Information shown |
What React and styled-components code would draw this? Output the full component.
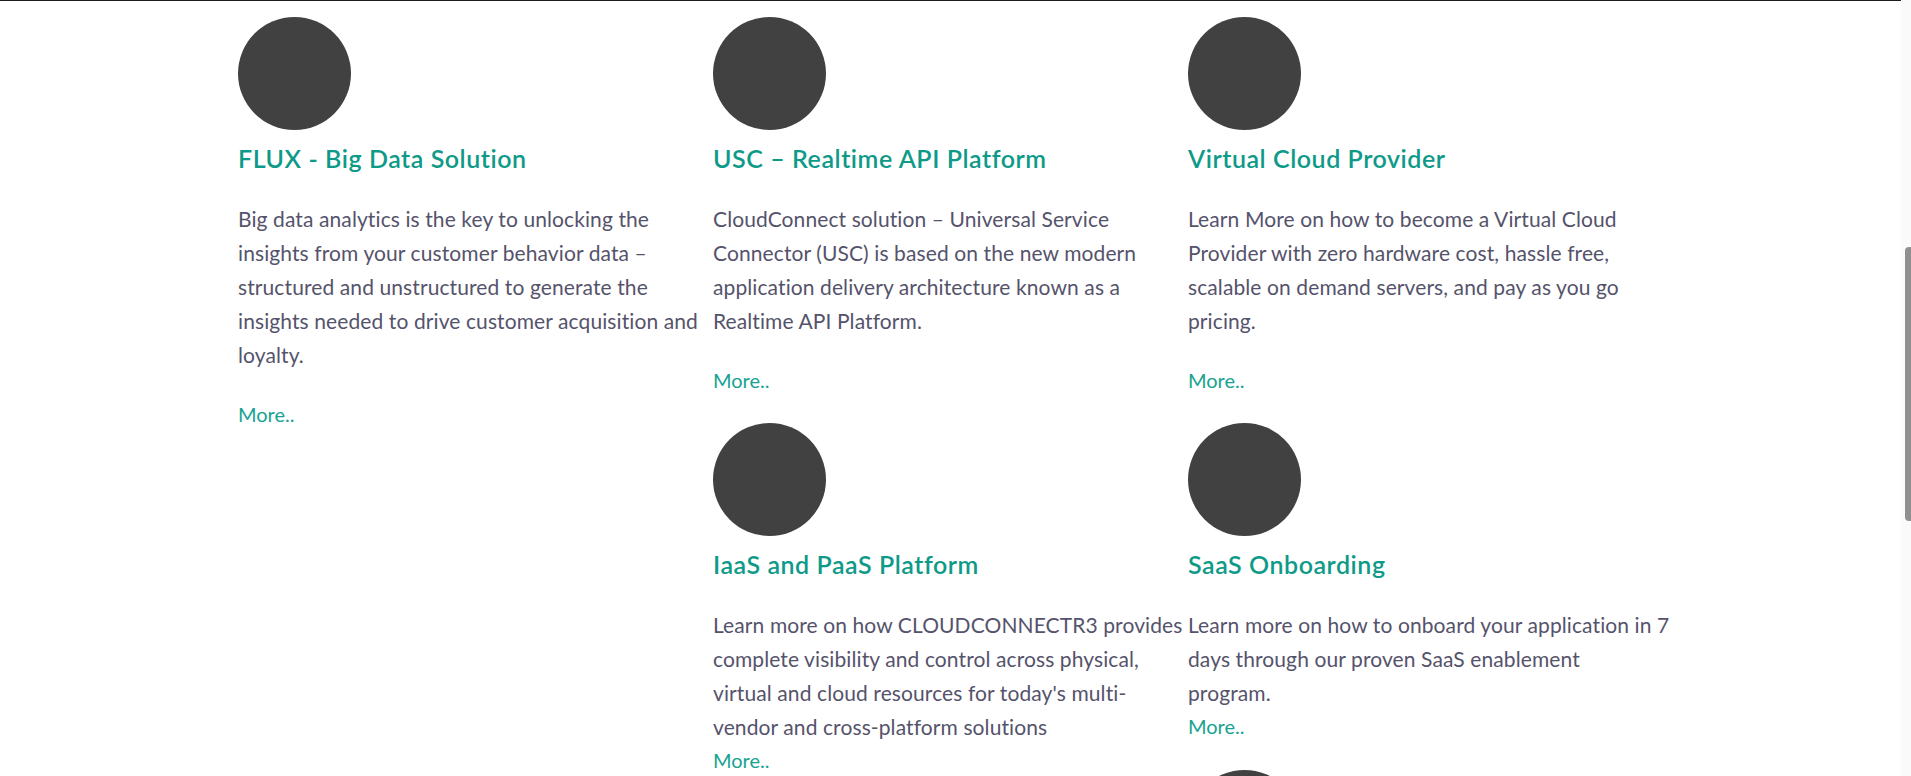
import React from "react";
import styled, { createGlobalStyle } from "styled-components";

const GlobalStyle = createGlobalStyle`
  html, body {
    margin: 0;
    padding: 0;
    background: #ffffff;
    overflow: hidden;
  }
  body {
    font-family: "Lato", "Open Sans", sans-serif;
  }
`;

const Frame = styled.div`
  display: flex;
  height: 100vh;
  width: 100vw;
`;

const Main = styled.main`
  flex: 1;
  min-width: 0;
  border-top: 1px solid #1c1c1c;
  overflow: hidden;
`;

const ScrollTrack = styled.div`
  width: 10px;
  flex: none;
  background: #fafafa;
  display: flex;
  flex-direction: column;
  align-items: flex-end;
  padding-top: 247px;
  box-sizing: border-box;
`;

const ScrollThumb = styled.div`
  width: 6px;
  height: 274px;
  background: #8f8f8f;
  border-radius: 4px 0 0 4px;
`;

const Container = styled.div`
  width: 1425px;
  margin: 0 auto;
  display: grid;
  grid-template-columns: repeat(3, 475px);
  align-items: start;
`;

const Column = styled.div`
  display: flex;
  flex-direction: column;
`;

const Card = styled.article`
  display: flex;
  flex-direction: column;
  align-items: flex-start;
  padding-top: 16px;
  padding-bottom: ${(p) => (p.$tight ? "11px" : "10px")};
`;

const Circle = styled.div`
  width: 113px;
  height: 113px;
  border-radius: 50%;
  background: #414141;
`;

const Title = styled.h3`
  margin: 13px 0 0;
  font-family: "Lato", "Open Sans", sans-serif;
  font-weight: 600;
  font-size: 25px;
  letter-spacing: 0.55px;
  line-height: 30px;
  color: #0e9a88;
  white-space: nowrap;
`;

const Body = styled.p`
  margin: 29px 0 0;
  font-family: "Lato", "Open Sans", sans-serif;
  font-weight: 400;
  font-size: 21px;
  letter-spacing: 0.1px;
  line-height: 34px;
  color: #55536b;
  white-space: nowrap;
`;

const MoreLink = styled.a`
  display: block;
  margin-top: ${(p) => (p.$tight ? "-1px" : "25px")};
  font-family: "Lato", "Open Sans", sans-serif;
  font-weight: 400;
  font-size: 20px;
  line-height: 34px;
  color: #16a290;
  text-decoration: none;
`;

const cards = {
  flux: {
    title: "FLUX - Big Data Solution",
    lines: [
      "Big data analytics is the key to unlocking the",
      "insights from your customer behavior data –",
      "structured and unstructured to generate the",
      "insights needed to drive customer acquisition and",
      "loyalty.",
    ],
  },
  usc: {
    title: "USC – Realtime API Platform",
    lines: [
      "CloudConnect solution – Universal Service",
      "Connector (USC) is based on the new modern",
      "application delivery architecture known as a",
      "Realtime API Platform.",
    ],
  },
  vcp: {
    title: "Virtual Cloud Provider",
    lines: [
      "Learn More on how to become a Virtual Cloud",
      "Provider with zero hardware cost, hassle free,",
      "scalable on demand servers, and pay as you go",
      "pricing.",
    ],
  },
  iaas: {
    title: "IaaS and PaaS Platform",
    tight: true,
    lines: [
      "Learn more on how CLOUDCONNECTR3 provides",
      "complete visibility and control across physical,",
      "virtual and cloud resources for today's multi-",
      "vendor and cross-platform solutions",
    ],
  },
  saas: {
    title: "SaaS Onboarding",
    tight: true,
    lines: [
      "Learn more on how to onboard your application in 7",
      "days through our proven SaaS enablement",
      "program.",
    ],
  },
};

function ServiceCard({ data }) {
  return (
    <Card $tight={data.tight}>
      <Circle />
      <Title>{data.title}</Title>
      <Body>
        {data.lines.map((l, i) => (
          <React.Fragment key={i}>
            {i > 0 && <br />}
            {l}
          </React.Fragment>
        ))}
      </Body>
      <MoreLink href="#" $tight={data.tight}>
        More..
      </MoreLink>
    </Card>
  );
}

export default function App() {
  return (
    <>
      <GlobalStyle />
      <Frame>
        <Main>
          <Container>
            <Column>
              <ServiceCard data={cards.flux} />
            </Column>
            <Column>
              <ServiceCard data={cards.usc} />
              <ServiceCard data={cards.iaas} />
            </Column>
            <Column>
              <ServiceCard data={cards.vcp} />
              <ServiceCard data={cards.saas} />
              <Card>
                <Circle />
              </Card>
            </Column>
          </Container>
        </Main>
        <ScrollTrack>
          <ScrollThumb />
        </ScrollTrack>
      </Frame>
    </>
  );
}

Goal of the exercise | Print the full listing exactly, dropping the pictures.

Answer below |
What React and styled-components code would draw this? Output the full component.
import React from "react";
import styled, { createGlobalStyle } from "styled-components";

const GlobalStyle = createGlobalStyle`
  html, body {
    margin: 0;
    padding: 0;
    background: #ffffff;
    overflow: hidden;
  }
  body {
    font-family: "Lato", "Open Sans", sans-serif;
  }
`;

const Frame = styled.div`
  display: flex;
  height: 100vh;
  width: 100vw;
`;

const Main = styled.main`
  flex: 1;
  min-width: 0;
  border-top: 1px solid #1c1c1c;
  overflow: hidden;
`;

const ScrollTrack = styled.div`
  width: 10px;
  flex: none;
  background: #fafafa;
  display: flex;
  flex-direction: column;
  align-items: flex-end;
  padding-top: 247px;
  box-sizing: border-box;
`;

const ScrollThumb = styled.div`
  width: 6px;
  height: 274px;
  background: #8f8f8f;
  border-radius: 4px 0 0 4px;
`;

const Container = styled.div`
  width: 1425px;
  margin: 0 auto;
  display: grid;
  grid-template-columns: repeat(3, 475px);
  align-items: start;
`;

const Column = styled.div`
  display: flex;
  flex-direction: column;
`;

const Card = styled.article`
  display: flex;
  flex-direction: column;
  align-items: flex-start;
  padding-top: 16px;
  padding-bottom: ${(p) => (p.$tight ? "11px" : "10px")};
`;

const Circle = styled.div`
  width: 113px;
  height: 113px;
  border-radius: 50%;
  background: #414141;
`;

const Title = styled.h3`
  margin: 13px 0 0;
  font-family: "Lato", "Open Sans", sans-serif;
  font-weight: 600;
  font-size: 25px;
  letter-spacing: 0.55px;
  line-height: 30px;
  color: #0e9a88;
  white-space: nowrap;
`;

const Body = styled.p`
  margin: 29px 0 0;
  font-family: "Lato", "Open Sans", sans-serif;
  font-weight: 400;
  font-size: 21px;
  letter-spacing: 0.1px;
  line-height: 34px;
  color: #55536b;
  white-space: nowrap;
`;

const MoreLink = styled.a`
  display: block;
  margin-top: ${(p) => (p.$tight ? "-1px" : "25px")};
  font-family: "Lato", "Open Sans", sans-serif;
  font-weight: 400;
  font-size: 20px;
  line-height: 34px;
  color: #16a290;
  text-decoration: none;
`;

const cards = {
  flux: {
    title: "FLUX - Big Data Solution",
    lines: [
      "Big data analytics is the key to unlocking the",
      "insights from your customer behavior data –",
      "structured and unstructured to generate the",
      "insights needed to drive customer acquisition and",
      "loyalty.",
    ],
  },
  usc: {
    title: "USC – Realtime API Platform",
    lines: [
      "CloudConnect solution – Universal Service",
      "Connector (USC) is based on the new modern",
      "application delivery architecture known as a",
      "Realtime API Platform.",
    ],
  },
  vcp: {
    title: "Virtual Cloud Provider",
    lines: [
      "Learn More on how to become a Virtual Cloud",
      "Provider with zero hardware cost, hassle free,",
      "scalable on demand servers, and pay as you go",
      "pricing.",
    ],
  },
  iaas: {
    title: "IaaS and PaaS Platform",
    tight: true,
    lines: [
      "Learn more on how CLOUDCONNECTR3 provides",
      "complete visibility and control across physical,",
      "virtual and cloud resources for today's multi-",
      "vendor and cross-platform solutions",
    ],
  },
  saas: {
    title: "SaaS Onboarding",
    tight: true,
    lines: [
      "Learn more on how to onboard your application in 7",
      "days through our proven SaaS enablement",
      "program.",
    ],
  },
};

function ServiceCard({ data }) {
  return (
    <Card $tight={data.tight}>
      <Circle />
      <Title>{data.title}</Title>
      <Body>
        {data.lines.map((l, i) => (
          <React.Fragment key={i}>
            {i > 0 && <br />}
            {l}
          </React.Fragment>
        ))}
      </Body>
      <MoreLink href="#" $tight={data.tight}>
        More..
      </MoreLink>
    </Card>
  );
}

export default function App() {
  return (
    <>
      <GlobalStyle />
      <Frame>
        <Main>
          <Container>
            <Column>
              <ServiceCard data={cards.flux} />
            </Column>
            <Column>
              <ServiceCard data={cards.usc} />
              <ServiceCard data={cards.iaas} />
            </Column>
            <Column>
              <ServiceCard data={cards.vcp} />
              <ServiceCard data={cards.saas} />
              <Card>
                <Circle />
              </Card>
            </Column>
          </Container>
        </Main>
        <ScrollTrack>
          <ScrollThumb />
        </ScrollTrack>
      </Frame>
    </>
  );
}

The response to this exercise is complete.